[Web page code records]
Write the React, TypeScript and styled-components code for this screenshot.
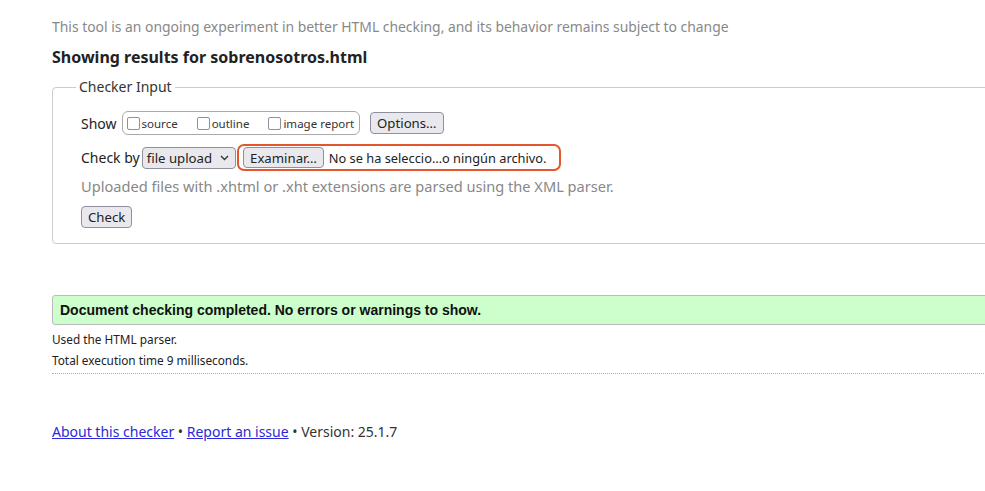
import styled, { createGlobalStyle } from "styled-components";

const GlobalStyle = createGlobalStyle`
  html, body {
    margin: 0;
    padding: 0;
    background: #fff;
    overflow: hidden;
  }
  body {
    font-family: "Noto Sans", "DejaVu Sans", sans-serif;
    color: #222;
  }
`;

const Page = styled.div`
  width: 1000px;
  padding-left: 52px;
`;

const Intro = styled.p`
  margin: 17px 0 0;
  font-size: 13.9px;
  line-height: 20px;
  color: #888;
`;

const Heading = styled.h2`
  margin: 10px 0 0;
  font-size: 16px;
  line-height: 20px;
  font-weight: bold;
  color: #222;
`;

const Fieldset = styled.fieldset`
  margin: 10px 0 0;
  padding: 0 28px 15px;
  border: 1px solid #ccc;
  border-radius: 4px;
  min-width: 0;
`;

const Legend = styled.legend`
  margin-left: -5px;
  padding: 0 3px;
  font-size: 14px;
  line-height: 20px;
  color: #333;
`;

const Row = styled.div<{ $top: number }>`
  display: flex;
  align-items: center;
  margin-top: ${(p) => p.$top}px;
  font-size: 14px;
  color: #222;
`;

const Label = styled.span<{ $gap: number }>`
  margin-right: ${(p) => p.$gap}px;
`;

const CheckGroup = styled.div`
  display: flex;
  align-items: center;
  gap: 19px;
  height: 22px;
  padding: 0 5px 0 4px;
  border: 1px solid #aaa;
  border-radius: 6px;
`;

const CheckItem = styled.label`
  display: flex;
  align-items: center;
  gap: 2px;
  font-size: 11.5px;
  color: #333;
`;

const Box = styled.span`
  display: inline-block;
  width: 11px;
  height: 11px;
  border: 1px solid #8f8f9d;
  border-radius: 2px;
  background: #fff;
`;

const Button = styled.button<{ $h?: number }>`
  height: ${(p) => p.$h ?? 22}px;
  padding: 0 6px;
  font-family: inherit;
  font-size: 13.2px;
  color: #222;
  background: #e9e9ed;
  border: 1px solid #8f8f9d;
  border-radius: 4px;
`;

const OptionsButton = styled(Button)`
  margin-left: 10px;
`;

const Select = styled.div`
  display: flex;
  align-items: center;
  gap: 8px;
  height: 20px;
  padding: 0 6px 0 4px;
  border: 1px solid #8f8f9d;
  border-radius: 4px;
  background: #e9e9ed;
  font-size: 13.2px;
`;

const FileBox = styled.div`
  display: flex;
  align-items: center;
  gap: 5px;
  height: 23px;
  margin-left: 1px;
  padding: 0 13px 0 4px;
  border: 2px solid #e4572e;
  border-radius: 7px;
  font-size: 12.8px;
`;

const Note = styled.div`
  margin-top: 5px;
  font-size: 14.6px;
  line-height: 20px;
  color: #888;
`;

const CheckRow = styled.div`
  margin-top: 9px;
`;

const Success = styled.div`
  margin-top: 51px;
  padding: 0 7px;
  height: 28px;
  display: flex;
  align-items: center;
  background: #ccffcc;
  border: 1px solid #bbb;
  border-radius: 3px;
  font-family: "Liberation Sans", Arial, sans-serif;
  font-weight: bold;
  font-size: 14px;
  color: #111;
`;

const Details = styled.div`
  padding: 6px 0 5px;
  border-bottom: 1px dotted #aaa;
`;

const Detail = styled.p`
  margin: 0;
  font-size: 11.8px;
  line-height: 16px;
  color: #222;
  & + & {
    margin-top: 5px;
  }
`;

const Footer = styled.p`
  margin: 48px 0 0;
  font-size: 14px;
  line-height: 20px;
  color: #333;
`;

const Link = styled.a`
  color: #2a2ad8;
  text-decoration: underline;
`;

const Chevron = () => (
  <svg width="9" height="6" viewBox="0 0 9 6" fill="none">
    <path d="M1 1l3.5 3.5L8 1" stroke="#333" strokeWidth="1.4" />
  </svg>
);

const checks = ["source", "outline", "image report"];

const App = () => {
  return (
    <>
      <GlobalStyle />
      <Page>
        <Intro>
          This tool is an ongoing experiment in better HTML checking, and its
          behavior remains subject to change
        </Intro>
        <Heading>Showing results for sobrenosotros.html</Heading>
        <Fieldset>
          <Legend>Checker Input</Legend>
          <Row $top={14}>
            <Label $gap={5}>Show</Label>
            <CheckGroup>
              {checks.map((c) => (
                <CheckItem key={c}>
                  <Box />
                  {c}
                </CheckItem>
              ))}
            </CheckGroup>
            <OptionsButton>Options…</OptionsButton>
          </Row>
          <Row $top={9}>
            <Label $gap={2}>Check by</Label>
            <Select>
              file upload
              <Chevron />
            </Select>
            <FileBox>
              <Button $h={21}>Examinar…</Button>
              No se ha seleccio…o ningún archivo.
            </FileBox>
          </Row>
          <Note>
            Uploaded files with .xhtml or .xht extensions are parsed using the
            XML parser.
          </Note>
          <CheckRow>
            <Button>Check</Button>
          </CheckRow>
        </Fieldset>
        <Success>Document checking completed. No errors or warnings to show.</Success>
        <Details>
          <Detail>Used the HTML parser.</Detail>
          <Detail>Total execution time 9 milliseconds.</Detail>
        </Details>
        <Footer>
          <Link href="#">About this checker</Link> •{" "}
          <Link href="#">Report an issue</Link> • Version: 25.1.7
        </Footer>
      </Page>
    </>
  );
};

export default App;
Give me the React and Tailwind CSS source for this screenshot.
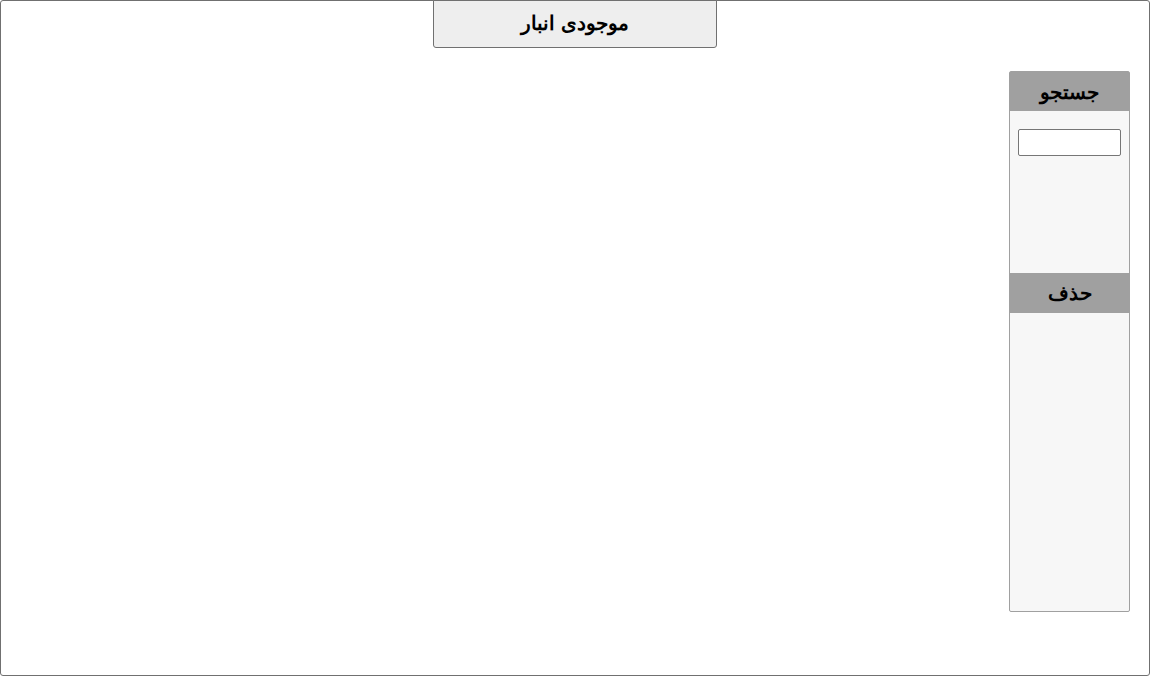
export default function App() {
  return (
    <div
      dir="rtl"
      className="w-[1150px] h-[676px] border border-[#707070] rounded-[3px] bg-white flex flex-col"
      style={{ fontFamily: '"Noto Sans", sans-serif' }}
    >
      {/* ── Title ── */}
      <div className="flex justify-center">
        <div className="w-[284px] h-[48px] -mt-px bg-[#eeeeee] border border-[#707070] rounded-b-[3px] flex items-center justify-center pb-[2px] text-[20px] font-semibold text-black">
          موجودی انبار
        </div>
      </div>

      {/* ── Side panel ── */}
      <div className="flex mt-[23px] pr-[19px]">
        <div className="w-[121px] h-[541px] bg-[#f7f7f7] border border-[#a0a0a0] rounded-[2px] flex flex-col">
          <div className="h-[39px] bg-[#a0a0a0] flex items-center justify-center text-[20px] font-bold text-black">
            جستجو
          </div>
          <div className="h-[162px] flex justify-center pt-[18px]">
            <input
              type="text"
              className="w-[103px] h-[27px] bg-white border border-[#767676] rounded-[2px]"
            />
          </div>
          <div className="h-[40px] bg-[#a0a0a0] flex items-center justify-center text-[20px] font-bold text-black">
            حذف
          </div>
        </div>
      </div>
    </div>
  )
}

◆ **INSTRUCTIONS TO FOLLOW**:
Set down all the data again exactly as above, pictures excluded.

◆ **PROBLEM SOLUTION**:
Write the React, TypeScript and styled-components code for this screenshot.
import styled, { createGlobalStyle } from "styled-components";

const GlobalStyle = createGlobalStyle`
  html, body {
    margin: 0;
    padding: 0;
    background: #fff;
    overflow: hidden;
  }
  body {
    font-family: "Noto Sans", "DejaVu Sans", sans-serif;
    color: #222;
  }
`;

const Page = styled.div`
  width: 1000px;
  padding-left: 52px;
`;

const Intro = styled.p`
  margin: 17px 0 0;
  font-size: 13.9px;
  line-height: 20px;
  color: #888;
`;

const Heading = styled.h2`
  margin: 10px 0 0;
  font-size: 16px;
  line-height: 20px;
  font-weight: bold;
  color: #222;
`;

const Fieldset = styled.fieldset`
  margin: 10px 0 0;
  padding: 0 28px 15px;
  border: 1px solid #ccc;
  border-radius: 4px;
  min-width: 0;
`;

const Legend = styled.legend`
  margin-left: -5px;
  padding: 0 3px;
  font-size: 14px;
  line-height: 20px;
  color: #333;
`;

const Row = styled.div<{ $top: number }>`
  display: flex;
  align-items: center;
  margin-top: ${(p) => p.$top}px;
  font-size: 14px;
  color: #222;
`;

const Label = styled.span<{ $gap: number }>`
  margin-right: ${(p) => p.$gap}px;
`;

const CheckGroup = styled.div`
  display: flex;
  align-items: center;
  gap: 19px;
  height: 22px;
  padding: 0 5px 0 4px;
  border: 1px solid #aaa;
  border-radius: 6px;
`;

const CheckItem = styled.label`
  display: flex;
  align-items: center;
  gap: 2px;
  font-size: 11.5px;
  color: #333;
`;

const Box = styled.span`
  display: inline-block;
  width: 11px;
  height: 11px;
  border: 1px solid #8f8f9d;
  border-radius: 2px;
  background: #fff;
`;

const Button = styled.button<{ $h?: number }>`
  height: ${(p) => p.$h ?? 22}px;
  padding: 0 6px;
  font-family: inherit;
  font-size: 13.2px;
  color: #222;
  background: #e9e9ed;
  border: 1px solid #8f8f9d;
  border-radius: 4px;
`;

const OptionsButton = styled(Button)`
  margin-left: 10px;
`;

const Select = styled.div`
  display: flex;
  align-items: center;
  gap: 8px;
  height: 20px;
  padding: 0 6px 0 4px;
  border: 1px solid #8f8f9d;
  border-radius: 4px;
  background: #e9e9ed;
  font-size: 13.2px;
`;

const FileBox = styled.div`
  display: flex;
  align-items: center;
  gap: 5px;
  height: 23px;
  margin-left: 1px;
  padding: 0 13px 0 4px;
  border: 2px solid #e4572e;
  border-radius: 7px;
  font-size: 12.8px;
`;

const Note = styled.div`
  margin-top: 5px;
  font-size: 14.6px;
  line-height: 20px;
  color: #888;
`;

const CheckRow = styled.div`
  margin-top: 9px;
`;

const Success = styled.div`
  margin-top: 51px;
  padding: 0 7px;
  height: 28px;
  display: flex;
  align-items: center;
  background: #ccffcc;
  border: 1px solid #bbb;
  border-radius: 3px;
  font-family: "Liberation Sans", Arial, sans-serif;
  font-weight: bold;
  font-size: 14px;
  color: #111;
`;

const Details = styled.div`
  padding: 6px 0 5px;
  border-bottom: 1px dotted #aaa;
`;

const Detail = styled.p`
  margin: 0;
  font-size: 11.8px;
  line-height: 16px;
  color: #222;
  & + & {
    margin-top: 5px;
  }
`;

const Footer = styled.p`
  margin: 48px 0 0;
  font-size: 14px;
  line-height: 20px;
  color: #333;
`;

const Link = styled.a`
  color: #2a2ad8;
  text-decoration: underline;
`;

const Chevron = () => (
  <svg width="9" height="6" viewBox="0 0 9 6" fill="none">
    <path d="M1 1l3.5 3.5L8 1" stroke="#333" strokeWidth="1.4" />
  </svg>
);

const checks = ["source", "outline", "image report"];

const App = () => {
  return (
    <>
      <GlobalStyle />
      <Page>
        <Intro>
          This tool is an ongoing experiment in better HTML checking, and its
          behavior remains subject to change
        </Intro>
        <Heading>Showing results for sobrenosotros.html</Heading>
        <Fieldset>
          <Legend>Checker Input</Legend>
          <Row $top={14}>
            <Label $gap={5}>Show</Label>
            <CheckGroup>
              {checks.map((c) => (
                <CheckItem key={c}>
                  <Box />
                  {c}
                </CheckItem>
              ))}
            </CheckGroup>
            <OptionsButton>Options…</OptionsButton>
          </Row>
          <Row $top={9}>
            <Label $gap={2}>Check by</Label>
            <Select>
              file upload
              <Chevron />
            </Select>
            <FileBox>
              <Button $h={21}>Examinar…</Button>
              No se ha seleccio…o ningún archivo.
            </FileBox>
          </Row>
          <Note>
            Uploaded files with .xhtml or .xht extensions are parsed using the
            XML parser.
          </Note>
          <CheckRow>
            <Button>Check</Button>
          </CheckRow>
        </Fieldset>
        <Success>Document checking completed. No errors or warnings to show.</Success>
        <Details>
          <Detail>Used the HTML parser.</Detail>
          <Detail>Total execution time 9 milliseconds.</Detail>
        </Details>
        <Footer>
          <Link href="#">About this checker</Link> •{" "}
          <Link href="#">Report an issue</Link> • Version: 25.1.7
        </Footer>
      </Page>
    </>
  );
};

export default App;
Give me the React and Tailwind CSS source for this screenshot.
export default function App() {
  return (
    <div
      dir="rtl"
      className="w-[1150px] h-[676px] border border-[#707070] rounded-[3px] bg-white flex flex-col"
      style={{ fontFamily: '"Noto Sans", sans-serif' }}
    >
      {/* ── Title ── */}
      <div className="flex justify-center">
        <div className="w-[284px] h-[48px] -mt-px bg-[#eeeeee] border border-[#707070] rounded-b-[3px] flex items-center justify-center pb-[2px] text-[20px] font-semibold text-black">
          موجودی انبار
        </div>
      </div>

      {/* ── Side panel ── */}
      <div className="flex mt-[23px] pr-[19px]">
        <div className="w-[121px] h-[541px] bg-[#f7f7f7] border border-[#a0a0a0] rounded-[2px] flex flex-col">
          <div className="h-[39px] bg-[#a0a0a0] flex items-center justify-center text-[20px] font-bold text-black">
            جستجو
          </div>
          <div className="h-[162px] flex justify-center pt-[18px]">
            <input
              type="text"
              className="w-[103px] h-[27px] bg-white border border-[#767676] rounded-[2px]"
            />
          </div>
          <div className="h-[40px] bg-[#a0a0a0] flex items-center justify-center text-[20px] font-bold text-black">
            حذف
          </div>
        </div>
      </div>
    </div>
  )
}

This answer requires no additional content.